→ Objective
Skip the pictures. Set down, word for word, the lines from the start of the material up to and including the line with "<event-page></event-page>".
________________________________________
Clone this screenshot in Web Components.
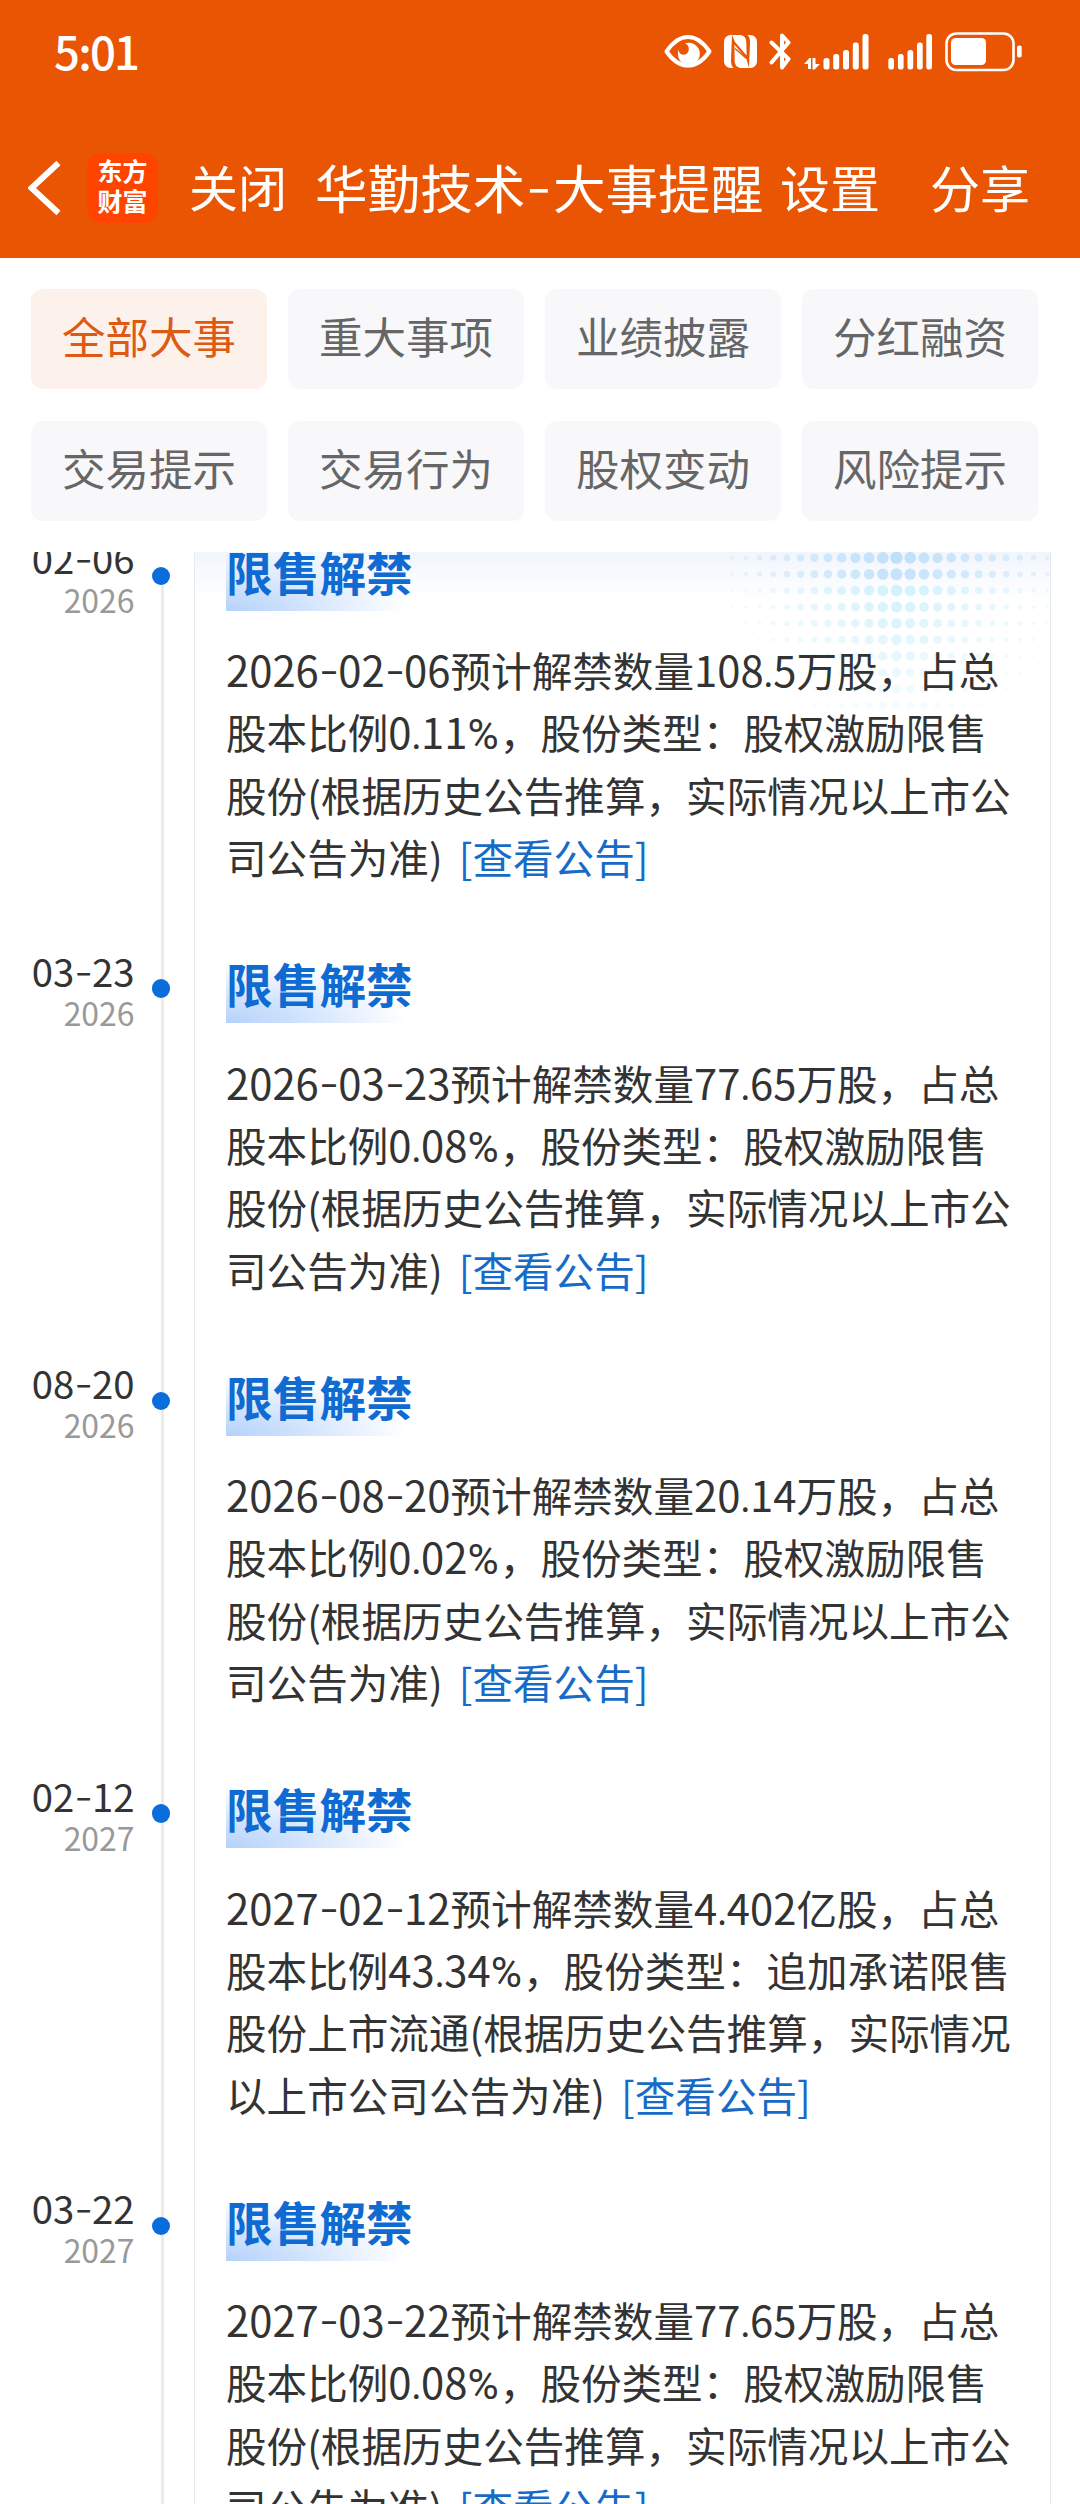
<!DOCTYPE html>
<html lang="zh-CN">
<head>
<meta charset="utf-8">
<title>华勤技术-大事提醒</title>
<style>
html,
body {
  margin: 0;
  padding: 0;
}

body {
  width: 1080px;
  height: 2504px;
  overflow: hidden;
  background: #fff;
  color: #333;
  font-family: "Noto Sans CJK SC", "Noto Sans", sans-serif;
}
</style>
</head>
<body>
<event-page></event-page>

<script>
/**
 * Creates a template element from a markup string.
 * @param {string} html markup with its styles
 */
const createTemplate = (html) => {
  const template = document.createElement('template');
  template.innerHTML = html;
  return template;
};

const latinStyles = `
.num,
.dot,
.dash,
.pct {
  line-height: 0;
}

.num {
  font-size: 1.03em;
}

.dot {
  font-size: 0.85em;
}

.dash {
  font-family: Inter, sans-serif;
  font-size: 1.12em;
  font-weight: 300;
  letter-spacing: -0.025em;
}

.pct {
  font-family: Roboto, sans-serif;
  font-size: 1.05em;
  letter-spacing: 0.025em;
}
`;

const formatLatin = (text) => text
  .replace(/\d+|-|\.|%/g, (part) => {
    const name = {'-': 'dash', '.': 'dot', '%': 'pct'}[part] || 'num';
    return `<span class="${name}">${part}</span>`;
  });

const statusTemplate = createTemplate(`
<style>
:host {
  display: flex;
  align-items: flex-start;
  box-sizing: border-box;
  height: 104px;
  padding: 32px 58px 0 54px;
  color: #fff;
}

.time {
  flex: 1;
  margin-top: -2px;
  font-size: 45.500px;
  font-weight: 500;
  line-height: 40px;
  letter-spacing: -1.800px;
}

svg {
  display: block;
  height: 40px;
  fill: #fff;
}

.eye, .nfc, .signal { margin-right: 12px; }
.bluetooth { margin-right: 12px; }
.signal-main { margin-right: 19px; }
</style>
<span class="time">5:01</span>
<svg class="eye" width="48" viewBox="664 32 48 40">
  <path d="M666.500 51.500C673 42 680 37 688 37s15 5 21.500 14.500C703 61 696 65.500 688 65.500s-15-4.500-21.500-14z" fill="none" stroke="#fff" stroke-width="4" stroke-linejoin="round"/>
  <path d="M685 43.500a11 11 0 1 1-7 8.500c0-.8 0-1.500.3-2 1 3.500 3 4.700 5.300 4.700 3.200 0 5.200-2.500 5.200-5.700 0-2.500-1.300-4.700-3.800-5.500z"/>
</svg>
<svg class="nfc" width="33" viewBox="724 32 33 40">
  <path d="M732 35h-1.500a6.500 6.500 0 0 0-6.500 6.500v20a6.500 6.500 0 0 0 6.500 6.500h3c-2-2-2.500-4-2.500-7.500z"/>
  <path d="M732 35h9c3.500 1 5 3 5.300 6.500l.3 14L735 42z"/>
  <path d="M749 68h-9c-3.500-1-5-3-5.300-6.500l-.3-17L746.500 59z"/>
  <path d="M749 68h1.500a6.500 6.500 0 0 0 6.500-6.500v-20a6.500 6.500 0 0 0-6.500-6.500h-3c2 2 2.500 4 2.500 7.500z"/>
  <path d="M735 48.500l11.500 10" stroke="#ea5504" stroke-width="1.500"/>
</svg>
<svg class="bluetooth" width="23" viewBox="769 32 23 40">
  <path d="M771.500 42.500l17 16.500-6.500 8.500v-32l6.500 7-17 20" fill="none" stroke="#fff" stroke-width="4" stroke-linejoin="round" stroke-linecap="round"/>
</svg>
<svg class="signal-main" width="65" viewBox="804 32 65 40">
  <path d="M804 64l5.500-6h1.500v11h-3v-5zM812.500 58h3v6h4.500l-5.500 5.500h-2z"/>
  <rect x="823.500" y="58" width="6" height="11.500" rx="2.500"/>
  <rect x="833.200" y="54" width="6" height="15.500" rx="2.500"/>
  <rect x="843" y="50" width="6" height="19.500" rx="2.500"/>
  <rect x="852.800" y="42.500" width="6" height="27" rx="2.500"/>
  <rect x="862.500" y="34" width="6" height="35.500" rx="2.500"/>
</svg>
<svg class="signal" width="44" viewBox="888 32 44 40">
  <rect x="888.300" y="58" width="5.700" height="11.500" rx="2.500"/>
  <rect x="897.900" y="54" width="5.700" height="15.500" rx="2.500"/>
  <rect x="907.500" y="50" width="5.700" height="19.500" rx="2.500"/>
  <rect x="917" y="42.500" width="5.700" height="27" rx="2.500"/>
  <rect x="926.300" y="34" width="5.700" height="35.500" rx="2.500"/>
</svg>
<svg width="78" viewBox="944 32 78 40">
  <rect x="946.500" y="33.500" width="67" height="36.500" rx="10" fill="none" stroke="#fff" stroke-width="2.600"/>
  <rect x="951" y="38" width="35" height="27" rx="4.500"/>
  <rect x="1017" y="45.500" width="4.700" height="12" rx="2"/>
</svg>
`);

/**
 * Phone status bar with the time and system icons.
 */
class StatusBar extends HTMLElement {
  constructor() {
    super();
    this.attachShadow({mode: 'open'});
    this.shadowRoot.append(statusTemplate.content.cloneNode(true));
  }
}

const navTemplate = createTemplate(`
<style>
:host {
  display: flex;
  align-items: center;
  box-sizing: border-box;
  height: 154px;
  padding: 14px 40px 0 28px;
  color: #fff;
  font-size: 50px;
  white-space: nowrap;
}

.back {
  display: block;
  margin-right: 25px;
}

.logo {
  display: grid;
  flex: none;
  box-sizing: border-box;
  align-content: start;
  justify-items: center;
  width: 71px;
  height: 70px;
  margin-right: 31px;
  padding-top: 2px;
  border-radius: 14px;
  background: #ff4400;
  font-size: 25px;
  font-weight: 700;
  line-height: 30px;
}

.text {
  flex: none;
  line-height: 60px;
  margin-top: -5px;
}

.close {
  width: 126px;
  font-size: 49px;
}

.title {
  width: 465px;
  font-size: 52.600px;
}

.title i {
  font-family: Inter, sans-serif;
  font-size: 1.12em;
  font-style: normal;
  font-weight: 300;
  letter-spacing: 0.015em;
  line-height: 0;
}

.settings { width: 150px; }
</style>
<svg class="back" width="34" height="58" viewBox="28 159 34 58">
  <path d="M58.500 163L31.500 188l27 25" fill="none" stroke="#fff" stroke-width="6"/>
</svg>
<div class="logo"><span>东方</span><span>财富</span></div>
<span class="text close">关闭</span>
<span class="text title">华勤技术<i>-</i>大事提醒</span>
<span class="text settings">设置</span>
<span class="text">分享</span>
`);

/**
 * App navigation bar.
 */
class NavBar extends HTMLElement {
  constructor() {
    super();
    this.attachShadow({mode: 'open'});
    this.shadowRoot.append(navTemplate.content.cloneNode(true));
  }
}

const chipTemplate = createTemplate(`
<style>
:host {
  display: flex;
  align-items: center;
  justify-content: center;
  box-sizing: border-box;
  height: 100px;
  padding-bottom: 6px;
  border-radius: 12px;
  background: #f8f8fb;
  color: #666;
  font-size: 43.500px;
  line-height: 60px;
}

:host([active]) {
  background: #fdf1eb;
  color: #dc5a12;
}
</style>
<slot></slot>
`);

/**
 * Category filter button.
 */
class FilterChip extends HTMLElement {
  constructor() {
    super();
    this.attachShadow({mode: 'open'});
    this.shadowRoot.append(chipTemplate.content.cloneNode(true));
  }
}

const eventTemplate = createTemplate(`
<style>
:host {
  display: grid;
  grid-template-columns: 134.500px 59.500px 1fr;
  height: 412.500px;
}

${latinStyles}

.date {
  text-align: right;
  white-space: nowrap;
}

.day {
  height: 40px;
  margin-top: -6.500px;
  font-size: 37.200px;
  line-height: 40px;
}

.year {
  height: 40px;
  margin-top: 2px;
  color: #999;
  font-size: 31px;
  line-height: 40px;
}

.axis {
  display: grid;
  justify-items: start;
  align-content: start;
  margin-left: 17px;
  padding-top: 22.300px;
  background: linear-gradient(#ebebeb, #ebebeb) 9.500px 0 / 3px 100% no-repeat;
}

:host([first]) .axis {
  background-position: 9.500px 32px;
}

.point {
  width: 18.600px;
  height: 18.600px;
  border-radius: 50%;
  background: #0b6cdc;
}

.card {
  padding: 0 28px 0 32px;
}

h2 {
  width: 186px;
  height: 66px;
  margin: 0 0 30px;
  background: radial-gradient(ellipse 182px 62px at 0 100%, #b5d2fb 0%, #cfe2fd 40%, rgba(255, 255, 255, 0) 100%);
  color: #0f6bd2;
  font-size: 46.700px;
  font-weight: 700;
  line-height: 52px;
  white-space: nowrap;
}

p {
  margin: -1.500px 0 0;
  font-size: 40.600px;
  line-height: 62.400px;
  white-space: nowrap;
}

a {
  margin-left: 7px;
  color: #176bc8;
}
</style>
<div class="date">
  <div class="day"></div>
  <div class="year"></div>
</div>
<div class="axis"><div class="point"></div></div>
<div class="card">
  <h2>限售解禁</h2>
  <p></p>
</div>
`);

/**
 * One dated entry of the timeline. A "|" in the text starts a new line.
 */
class TimelineEvent extends HTMLElement {
  constructor() {
    super();
    this.attachShadow({mode: 'open'});
    this.shadowRoot.append(eventTemplate.content.cloneNode(true));
  }

  connectedCallback() {
    const date = this.getAttribute('date');
    const text = this.getAttribute('text');
    const root = this.shadowRoot;

    root.querySelector('.day').innerHTML = formatLatin(date.slice(5));
    root.querySelector('.year').innerHTML = formatLatin(date.slice(0, 4));
    root.querySelector('p').innerHTML =
      formatLatin(date + text).replaceAll('|', '<br>') + ' <a>[查看公告]</a>';
  }
}

const listTemplate = createTemplate(`
<style>
:host {
  display: block;
  position: relative;
  height: 1952px;
  overflow: hidden;
}

.panel {
  position: absolute;
  inset: 0 29px 0 194px;
  border: 1px solid #e3ebef;
  border-width: 0 1px;
  background: linear-gradient(#f1f6fd, #fff 50px);
}

.panel svg {
  position: absolute;
  top: 0;
  right: 0;
}

.events {
  position: relative;
  margin-top: -7.500px;
  padding-right: 30px;
}
</style>
<div class="panel"><svg width="330" height="170"></svg></div>
<div class="events"><slot></slot></div>
`);

/**
 * Timeline panel with the halftone pattern in its top right corner.
 */
class EventTimeline extends HTMLElement {
  constructor() {
    super();
    this.attachShadow({mode: 'open'});
    this.shadowRoot.append(listTemplate.content.cloneNode(true));
    this.drawHalftone();
  }

  drawHalftone() {
    const dots = [];

    for (let row = 0; row < 10; row++) {
      for (let col = -12; col <= 11; col++) {
        const radius = 6.2 - Math.abs(col) * 0.35 - row * 0.2;
        const opacity = (1 - row / 11) * (1 - Math.abs(col) / 17);
        if (radius < 0.7) continue;
        const hue = row < 2 ? '#bfe0fa' : '#c8effb';
        dots.push(`<circle cx="${176.5 + col * 13.7}" cy="${5.8 + row * 16.4}" r="${radius}" fill="${hue}" opacity="${opacity}"/>`);
      }
    }
    this.shadowRoot.querySelector('svg').innerHTML = dots.join('');
  }
}

const pageTemplate = createTemplate(`
<style>
:host {
  display: block;
}

header {
  height: 258px;
  background: #ea5504;
}

nav {
  display: grid;
  grid-template-columns: repeat(4, 236px);
  gap: 32px 21px;
  padding: 31px;
}
</style>
<header>
  <status-bar></status-bar>
  <nav-bar></nav-bar>
</header>
<nav>
  <filter-chip active>全部大事</filter-chip>
  <filter-chip>重大事项</filter-chip>
  <filter-chip>业绩披露</filter-chip>
  <filter-chip>分红融资</filter-chip>
  <filter-chip>交易提示</filter-chip>
  <filter-chip>交易行为</filter-chip>
  <filter-chip>股权变动</filter-chip>
  <filter-chip>风险提示</filter-chip>
</nav>
<event-timeline>
  <timeline-event first date="2026-02-06" text="预计解禁数量108.5万股，占总|股本比例0.11%，股份类型：股权激励限售|股份(根据历史公告推算，实际情况以上市公|司公告为准)"></timeline-event>
  <timeline-event date="2026-03-23" text="预计解禁数量77.65万股，占总|股本比例0.08%，股份类型：股权激励限售|股份(根据历史公告推算，实际情况以上市公|司公告为准)"></timeline-event>
  <timeline-event date="2026-08-20" text="预计解禁数量20.14万股，占总|股本比例0.02%，股份类型：股权激励限售|股份(根据历史公告推算，实际情况以上市公|司公告为准)"></timeline-event>
  <timeline-event date="2027-02-12" text="预计解禁数量4.402亿股，占总|股本比例43.34%，股份类型：追加承诺限售|股份上市流通(根据历史公告推算，实际情况|以上市公司公告为准)"></timeline-event>
  <timeline-event date="2027-03-22" text="预计解禁数量77.65万股，占总|股本比例0.08%，股份类型：股权激励限售|股份(根据历史公告推算，实际情况以上市公|司公告为准)"></timeline-event>
</event-timeline>
`);

/**
 * The whole page.
 */
class EventPage extends HTMLElement {
  constructor() {
    super();
    this.attachShadow({mode: 'open'});
    this.shadowRoot.append(pageTemplate.content.cloneNode(true));
  }
}

window.customElements.define('status-bar', StatusBar);
window.customElements.define('nav-bar', NavBar);
window.customElements.define('filter-chip', FilterChip);
window.customElements.define('timeline-event', TimelineEvent);
window.customElements.define('event-timeline', EventTimeline);
window.customElements.define('event-page', EventPage);
</script>
</body>
</html>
________________________________________
→ Exercise answer
Clone this screenshot in Web Components.
<!DOCTYPE html>
<html lang="zh-CN">
<head>
<meta charset="utf-8">
<title>华勤技术-大事提醒</title>
<style>
html,
body {
  margin: 0;
  padding: 0;
}

body {
  width: 1080px;
  height: 2504px;
  overflow: hidden;
  background: #fff;
  color: #333;
  font-family: "Noto Sans CJK SC", "Noto Sans", sans-serif;
}
</style>
</head>
<body>
<event-page></event-page>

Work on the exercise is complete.